Like any child arriving in a new city, she was very inquisitive about her surroundings - wrapping her arms around a statue to embrace it, and even peered over to look at work ongoing at a construction site between Victoria and Centenary Squares.

On her way, she also met West Midlands Community Groups who posed with her for photos and told her about their pro-refugee work, with groups including Journey Asylum Seekers Group, Women & Theatre, City of Sanctuary schools, Stories of Hope and Home, Saathi House, RESTORE, and Refugee Action.

Little Amal won over the crowds instantaneously, with throngs of people jostling to get the best view of her, laughing as she played pranks on people when the puppeteers would suddenly advance on unsuspecting members of the public - and cooing when she hugged people in the crowds.

Her trip to Birmingham comes as part of her New Steps, New Friends tour of England, to mark World Refugee Week.

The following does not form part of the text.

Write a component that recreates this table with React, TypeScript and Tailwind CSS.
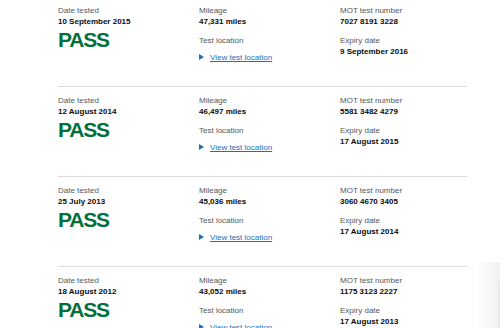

Rachael Thomas, executive director at The Rep said: "We are extremely honoured to be producing Little Amal’s first-ever visit to Birmingham’s city centre, marking World Refugee Week.

"Little Amal is not only an arresting and beautiful moment for the public to be a part of, but a rousing symbol of human rights that is so relevant in our world right now."

Alice Chambers, resident assistant director at The Rep, said: "We were given the opportunity to create a walk to introduce Amal to the city, so it was about finding a way to represent the communities of Birmingham and for Amal to make some new friends and make a new family, as well as going to some key places.

"She's now seen as an international symbol of human rights, but what I've noticed the most from watching videos of her and seeing her in Birmingham over the last few days, is that children see themselves in her.

"Especially for a migrant family that's something really rare and really special.

"So it's nice to see Amal as this symbol of hope but also as this 10-year-old girl discovering new things, feeling really excited but also really nervous."

The organisers of the tour have collaborated with Choose Love to create The Amal Fund, to help the hundreds of thousands of children who have fled war and persecution.